#2(P. 32) What does
she [Nussbaum] mean by “no life is 'raw'”?
The point I believe
the author was trying to make here is that life is a cumulative
experience. It is lived through the lens of hard lessons and
stubborn preconceptions, then reflected on in the context of an
ever-changing personal narrative, as fluid and changing as the
demands of the present moment.
For contrast, first
let us consider just what “raw” life would be. For one, there
could be no a priori
assumptions about the moment lived, no existing definitions or
beliefs or memories to flavor one's direct, unbiased experience.

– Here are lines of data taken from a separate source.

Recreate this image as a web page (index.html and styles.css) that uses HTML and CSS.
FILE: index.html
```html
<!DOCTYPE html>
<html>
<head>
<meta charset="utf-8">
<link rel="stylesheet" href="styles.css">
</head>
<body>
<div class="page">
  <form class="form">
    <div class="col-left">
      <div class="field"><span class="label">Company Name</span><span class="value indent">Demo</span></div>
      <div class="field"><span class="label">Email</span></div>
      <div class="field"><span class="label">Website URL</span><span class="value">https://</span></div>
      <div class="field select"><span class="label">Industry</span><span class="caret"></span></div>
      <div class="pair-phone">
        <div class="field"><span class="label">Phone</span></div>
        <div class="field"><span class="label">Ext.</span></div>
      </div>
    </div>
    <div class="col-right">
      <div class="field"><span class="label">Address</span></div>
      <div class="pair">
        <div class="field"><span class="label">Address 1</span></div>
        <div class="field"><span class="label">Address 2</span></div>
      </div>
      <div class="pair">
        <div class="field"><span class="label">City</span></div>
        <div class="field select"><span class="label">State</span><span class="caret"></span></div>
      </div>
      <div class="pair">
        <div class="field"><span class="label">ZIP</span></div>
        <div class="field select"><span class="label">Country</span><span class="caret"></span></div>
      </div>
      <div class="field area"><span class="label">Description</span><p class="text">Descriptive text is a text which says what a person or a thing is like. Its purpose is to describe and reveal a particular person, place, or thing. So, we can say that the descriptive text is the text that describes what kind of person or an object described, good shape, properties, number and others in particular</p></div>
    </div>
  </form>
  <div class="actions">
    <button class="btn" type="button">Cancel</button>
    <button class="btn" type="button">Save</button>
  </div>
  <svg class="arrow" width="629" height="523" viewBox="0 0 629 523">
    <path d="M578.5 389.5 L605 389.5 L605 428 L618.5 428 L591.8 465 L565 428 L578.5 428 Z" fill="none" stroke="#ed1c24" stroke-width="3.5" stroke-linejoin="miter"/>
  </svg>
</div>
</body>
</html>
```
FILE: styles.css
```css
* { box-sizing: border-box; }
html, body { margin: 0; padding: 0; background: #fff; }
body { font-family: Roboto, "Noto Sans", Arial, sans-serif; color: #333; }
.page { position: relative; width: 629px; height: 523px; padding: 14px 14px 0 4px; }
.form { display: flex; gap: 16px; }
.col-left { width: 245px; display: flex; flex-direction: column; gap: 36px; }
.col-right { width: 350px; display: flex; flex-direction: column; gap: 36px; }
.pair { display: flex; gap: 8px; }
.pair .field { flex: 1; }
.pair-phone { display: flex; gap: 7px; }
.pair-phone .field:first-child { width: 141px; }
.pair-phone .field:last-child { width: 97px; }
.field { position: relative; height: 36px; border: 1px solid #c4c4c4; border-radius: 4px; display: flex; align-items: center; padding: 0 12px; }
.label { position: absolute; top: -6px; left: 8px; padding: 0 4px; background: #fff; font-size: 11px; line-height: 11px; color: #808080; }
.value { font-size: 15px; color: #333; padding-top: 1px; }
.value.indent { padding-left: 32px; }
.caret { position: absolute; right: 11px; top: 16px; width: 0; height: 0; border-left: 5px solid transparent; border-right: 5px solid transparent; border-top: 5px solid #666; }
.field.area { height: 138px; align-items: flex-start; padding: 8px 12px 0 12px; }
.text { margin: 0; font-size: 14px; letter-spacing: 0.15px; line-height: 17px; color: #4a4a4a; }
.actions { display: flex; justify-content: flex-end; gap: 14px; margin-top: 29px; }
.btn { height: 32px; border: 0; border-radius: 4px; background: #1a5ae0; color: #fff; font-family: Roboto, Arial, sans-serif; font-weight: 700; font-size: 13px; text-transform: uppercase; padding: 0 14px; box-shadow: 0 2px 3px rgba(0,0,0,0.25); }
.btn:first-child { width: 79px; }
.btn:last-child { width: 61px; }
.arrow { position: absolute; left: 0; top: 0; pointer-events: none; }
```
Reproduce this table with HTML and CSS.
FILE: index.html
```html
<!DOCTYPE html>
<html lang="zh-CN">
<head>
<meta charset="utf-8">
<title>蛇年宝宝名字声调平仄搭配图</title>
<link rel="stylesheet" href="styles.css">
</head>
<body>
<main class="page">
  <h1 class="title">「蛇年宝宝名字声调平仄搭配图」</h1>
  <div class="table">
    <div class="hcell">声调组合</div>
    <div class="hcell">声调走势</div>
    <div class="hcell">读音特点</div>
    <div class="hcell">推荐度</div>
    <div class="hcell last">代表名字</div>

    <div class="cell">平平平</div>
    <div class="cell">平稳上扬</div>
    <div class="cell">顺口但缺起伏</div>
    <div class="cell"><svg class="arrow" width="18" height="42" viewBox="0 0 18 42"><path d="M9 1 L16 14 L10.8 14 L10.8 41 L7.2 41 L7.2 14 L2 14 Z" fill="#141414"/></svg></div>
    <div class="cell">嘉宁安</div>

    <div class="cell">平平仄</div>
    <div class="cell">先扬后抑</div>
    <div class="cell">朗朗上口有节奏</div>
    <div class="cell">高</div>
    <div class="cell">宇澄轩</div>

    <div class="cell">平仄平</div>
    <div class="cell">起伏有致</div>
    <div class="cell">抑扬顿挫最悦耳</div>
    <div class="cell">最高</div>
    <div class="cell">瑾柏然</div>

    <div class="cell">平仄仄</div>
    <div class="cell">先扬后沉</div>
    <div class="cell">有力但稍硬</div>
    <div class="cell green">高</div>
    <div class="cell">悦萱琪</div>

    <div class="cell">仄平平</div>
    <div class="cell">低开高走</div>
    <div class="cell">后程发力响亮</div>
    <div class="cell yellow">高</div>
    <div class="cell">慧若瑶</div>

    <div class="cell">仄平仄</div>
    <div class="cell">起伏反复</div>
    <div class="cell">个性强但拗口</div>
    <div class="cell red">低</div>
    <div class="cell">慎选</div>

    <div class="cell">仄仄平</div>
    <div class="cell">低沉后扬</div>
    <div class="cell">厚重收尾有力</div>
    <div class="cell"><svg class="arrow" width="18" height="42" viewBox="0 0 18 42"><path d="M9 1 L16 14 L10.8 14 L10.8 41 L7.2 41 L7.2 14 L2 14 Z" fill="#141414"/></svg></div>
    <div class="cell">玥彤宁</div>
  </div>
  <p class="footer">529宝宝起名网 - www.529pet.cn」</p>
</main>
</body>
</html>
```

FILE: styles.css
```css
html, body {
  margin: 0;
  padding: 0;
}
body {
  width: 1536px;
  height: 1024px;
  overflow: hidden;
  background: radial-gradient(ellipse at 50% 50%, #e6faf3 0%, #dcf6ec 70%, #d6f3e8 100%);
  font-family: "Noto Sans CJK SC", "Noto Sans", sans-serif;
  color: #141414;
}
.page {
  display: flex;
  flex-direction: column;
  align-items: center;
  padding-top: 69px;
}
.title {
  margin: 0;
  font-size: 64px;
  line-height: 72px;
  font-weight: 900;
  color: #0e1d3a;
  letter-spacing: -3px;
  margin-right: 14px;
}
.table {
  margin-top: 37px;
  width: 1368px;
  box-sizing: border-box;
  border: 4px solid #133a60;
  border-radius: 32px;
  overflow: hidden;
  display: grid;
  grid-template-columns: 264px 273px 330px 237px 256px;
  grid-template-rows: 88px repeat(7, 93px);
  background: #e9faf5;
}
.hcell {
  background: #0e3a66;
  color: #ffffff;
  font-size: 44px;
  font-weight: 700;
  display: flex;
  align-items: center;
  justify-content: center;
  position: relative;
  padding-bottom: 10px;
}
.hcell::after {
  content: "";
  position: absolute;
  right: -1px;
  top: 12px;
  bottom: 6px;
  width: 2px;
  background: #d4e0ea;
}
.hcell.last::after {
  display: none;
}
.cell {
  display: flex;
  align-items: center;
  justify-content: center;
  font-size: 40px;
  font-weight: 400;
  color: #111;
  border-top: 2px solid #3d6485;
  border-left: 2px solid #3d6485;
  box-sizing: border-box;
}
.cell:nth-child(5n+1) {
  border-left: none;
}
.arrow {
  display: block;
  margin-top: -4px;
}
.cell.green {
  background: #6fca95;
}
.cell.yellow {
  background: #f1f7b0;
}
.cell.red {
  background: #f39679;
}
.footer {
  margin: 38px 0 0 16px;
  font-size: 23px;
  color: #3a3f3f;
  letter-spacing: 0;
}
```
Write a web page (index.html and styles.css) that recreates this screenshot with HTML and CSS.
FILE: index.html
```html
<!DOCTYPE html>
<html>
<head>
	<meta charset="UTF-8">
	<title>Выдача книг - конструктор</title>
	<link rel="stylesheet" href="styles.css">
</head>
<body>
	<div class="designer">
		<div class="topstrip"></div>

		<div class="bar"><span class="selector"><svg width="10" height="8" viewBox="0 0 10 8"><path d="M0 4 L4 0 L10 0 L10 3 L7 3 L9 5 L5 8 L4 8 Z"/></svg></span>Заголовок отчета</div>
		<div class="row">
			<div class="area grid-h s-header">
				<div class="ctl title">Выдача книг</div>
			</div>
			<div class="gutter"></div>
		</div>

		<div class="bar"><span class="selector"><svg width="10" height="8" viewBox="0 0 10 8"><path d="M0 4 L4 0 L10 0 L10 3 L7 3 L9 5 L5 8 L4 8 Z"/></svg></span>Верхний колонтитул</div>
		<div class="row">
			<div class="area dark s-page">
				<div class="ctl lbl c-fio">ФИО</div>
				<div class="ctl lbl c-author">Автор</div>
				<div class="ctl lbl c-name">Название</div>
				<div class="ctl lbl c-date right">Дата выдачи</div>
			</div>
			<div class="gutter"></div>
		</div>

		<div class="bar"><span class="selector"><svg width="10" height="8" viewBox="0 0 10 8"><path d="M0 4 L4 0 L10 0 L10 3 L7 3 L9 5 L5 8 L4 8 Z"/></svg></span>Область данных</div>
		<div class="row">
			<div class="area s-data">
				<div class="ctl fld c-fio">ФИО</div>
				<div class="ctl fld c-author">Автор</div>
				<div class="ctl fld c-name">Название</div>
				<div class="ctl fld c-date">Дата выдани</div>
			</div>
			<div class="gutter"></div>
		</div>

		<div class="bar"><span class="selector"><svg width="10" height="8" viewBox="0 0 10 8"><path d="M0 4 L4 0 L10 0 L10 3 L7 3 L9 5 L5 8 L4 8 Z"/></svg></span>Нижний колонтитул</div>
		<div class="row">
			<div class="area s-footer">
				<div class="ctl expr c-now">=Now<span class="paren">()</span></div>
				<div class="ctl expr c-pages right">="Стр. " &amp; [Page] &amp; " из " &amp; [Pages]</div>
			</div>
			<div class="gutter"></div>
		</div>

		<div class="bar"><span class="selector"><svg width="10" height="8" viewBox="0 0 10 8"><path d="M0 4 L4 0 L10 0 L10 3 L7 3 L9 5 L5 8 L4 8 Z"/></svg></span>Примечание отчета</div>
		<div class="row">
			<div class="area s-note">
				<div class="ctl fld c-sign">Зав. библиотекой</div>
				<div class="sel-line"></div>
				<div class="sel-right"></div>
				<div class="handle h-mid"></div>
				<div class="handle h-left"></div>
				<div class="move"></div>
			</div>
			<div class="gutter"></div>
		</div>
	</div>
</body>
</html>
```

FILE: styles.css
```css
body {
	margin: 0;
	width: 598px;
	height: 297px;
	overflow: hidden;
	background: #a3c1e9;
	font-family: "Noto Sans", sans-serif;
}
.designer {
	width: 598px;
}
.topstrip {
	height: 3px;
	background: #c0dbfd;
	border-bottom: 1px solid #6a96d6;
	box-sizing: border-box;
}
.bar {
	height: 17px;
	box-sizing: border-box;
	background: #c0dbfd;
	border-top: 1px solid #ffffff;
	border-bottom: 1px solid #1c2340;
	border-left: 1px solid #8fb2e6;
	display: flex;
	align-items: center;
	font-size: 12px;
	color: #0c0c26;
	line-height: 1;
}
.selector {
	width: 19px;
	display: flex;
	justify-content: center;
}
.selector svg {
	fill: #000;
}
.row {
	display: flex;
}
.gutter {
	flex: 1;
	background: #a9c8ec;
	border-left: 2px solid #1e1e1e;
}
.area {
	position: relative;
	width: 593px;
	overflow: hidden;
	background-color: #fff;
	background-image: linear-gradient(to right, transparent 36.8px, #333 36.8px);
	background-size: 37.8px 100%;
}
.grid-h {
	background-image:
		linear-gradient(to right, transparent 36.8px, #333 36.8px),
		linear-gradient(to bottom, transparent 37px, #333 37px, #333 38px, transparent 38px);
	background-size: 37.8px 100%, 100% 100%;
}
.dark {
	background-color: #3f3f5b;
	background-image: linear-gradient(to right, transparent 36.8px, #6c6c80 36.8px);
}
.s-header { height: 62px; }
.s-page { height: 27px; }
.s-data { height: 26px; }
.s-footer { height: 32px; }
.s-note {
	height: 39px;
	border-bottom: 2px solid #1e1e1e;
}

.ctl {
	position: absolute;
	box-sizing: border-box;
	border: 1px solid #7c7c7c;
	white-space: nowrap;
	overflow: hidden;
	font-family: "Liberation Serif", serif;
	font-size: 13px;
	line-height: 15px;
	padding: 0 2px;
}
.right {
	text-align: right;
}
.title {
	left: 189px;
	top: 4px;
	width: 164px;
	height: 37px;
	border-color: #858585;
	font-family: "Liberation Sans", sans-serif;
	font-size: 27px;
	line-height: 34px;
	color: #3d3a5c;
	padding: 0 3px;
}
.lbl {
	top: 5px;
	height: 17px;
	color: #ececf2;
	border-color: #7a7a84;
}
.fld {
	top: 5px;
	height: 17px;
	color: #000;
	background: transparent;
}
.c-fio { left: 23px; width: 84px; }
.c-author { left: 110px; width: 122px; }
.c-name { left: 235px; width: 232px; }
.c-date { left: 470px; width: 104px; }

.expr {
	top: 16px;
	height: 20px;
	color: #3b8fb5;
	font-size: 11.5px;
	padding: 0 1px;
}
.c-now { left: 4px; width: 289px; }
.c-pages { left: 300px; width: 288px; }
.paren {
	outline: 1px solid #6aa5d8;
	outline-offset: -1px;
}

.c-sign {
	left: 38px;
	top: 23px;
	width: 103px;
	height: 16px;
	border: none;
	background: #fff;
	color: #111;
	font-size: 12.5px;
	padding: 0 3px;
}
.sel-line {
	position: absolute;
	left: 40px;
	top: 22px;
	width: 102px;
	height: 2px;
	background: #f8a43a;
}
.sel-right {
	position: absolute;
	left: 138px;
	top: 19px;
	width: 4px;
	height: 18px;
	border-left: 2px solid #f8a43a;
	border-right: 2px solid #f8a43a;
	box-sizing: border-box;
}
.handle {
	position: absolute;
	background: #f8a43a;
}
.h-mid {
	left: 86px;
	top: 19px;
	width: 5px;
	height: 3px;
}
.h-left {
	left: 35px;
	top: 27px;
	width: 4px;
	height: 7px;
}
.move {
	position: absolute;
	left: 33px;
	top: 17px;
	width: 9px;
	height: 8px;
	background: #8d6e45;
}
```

Further, one couldn't be restricted to a single perspective, either
physically or, as stated above, philosophically; life, if it could be
said to be experienced at all in this context, should have to provide
a complete knowledge of everything at once, while refusing to
acknowledge the subject as
a subject, or else return to an interpretive bias. Finally, if this
were not unlikely enough, one's acquired knowledge should have to be
entirely True, free from any obligation to future revision or
reflection which might color their memory with the light of later
discoveries.
It
is only a slight failure of intellectual rigor to take as given that
the above-described state of being is absurdly unlikely; no life as
we understand it could maintain a perfect knowledge of all things
while remaining completely free of self-consciousness. And yet such
an assumption, in daily life, is all that keeps us sane.
We need to believe we know everything, or at least everything
pertinent, to act; need to think we see the world before us just as
it is to function in it. The irony here is that, as Nussbaum points
out, the activities we carry out in the world are precisely why
we miss so much of it; lost as subjects in our own dramas, we see
only one tiny slice of reality, and that only as we wish to see it.
The remedy she advocates is the inflated reality of fiction. A
story, analogous in every way to our own, but seen as we like to
imagine we see our own lives: with the full depth and breadth of a
god-like outsider looking in, blessed with a boundless opportunity
for unbiased reflection and free of any personal investment in the
situations being described (though even this medium may begin to fail
us when we sympathize with one character over another).